When once we have put down armed resistance, when once our rule is acknowledged, then an even more difficult task will begin, for then we must see to it that the islands are administered with absolute honesty and with good judgment. If we let the public service of the islands be turned into the prey of the spoils politician, we shall have begun to tread the path which Spain trod to her own destruction. We must send out there only good and able men, chosen for their fitness, and not because of their partisan service., and these men must not only administer impartial justice to the natives and serve their own government with honesty and fidelity, but must show the utmost tact and firmness, remembering that, with such people as those with whom we are to deal, weakness is the greatest of crimes, and that next to weakness comes lack of consideration for their principles and prejudices.
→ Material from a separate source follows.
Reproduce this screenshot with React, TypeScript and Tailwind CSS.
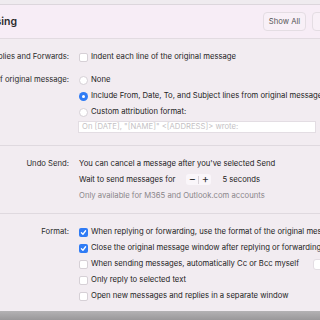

I preach to you, then, my countrymen, that our country calls not for the life of ease but for the life of strenuous endeavor. The twentieth century looms before us big with the fate of many nations. If we stand idly by, if we seek merely swollen, slothful ease and ignoble peace, if we shrink from the hard contests where men must win at hazard of their lives and at the risk of all they hold dear, then the bolder and stronger peoples will pass us by, and will win for themselves the domination of the world. Let us therefore boldly face the life of strife, resolute to do our duty well and manfully; resolute to uphold righteousness by deed and by word; resolute to be both honest and brave, to serve high ideals, yet to use practical methods. Above all, let us shrink from no strife, moral or physical, within or without the nation, provided we are certain that the strife is justified, for it is only through strife, through hard and dangerous endeavor, that we shall ultimately win the goal of true national greatness.
EXPANSION AND PEACE
PUBLISHED IN THE "INDEPENDENT," DECEMBER 21, 1899
IT was the gentlest of our poets who wrote:
"Bebolde! Be bolde! and everywhere, Be bolde";
Longfellow's love of peace was profound; but he was a man, and a wise man, and he knew that cowardice does not promote peace, and that even the great evil of war may be a less evil than cringing to iniquity.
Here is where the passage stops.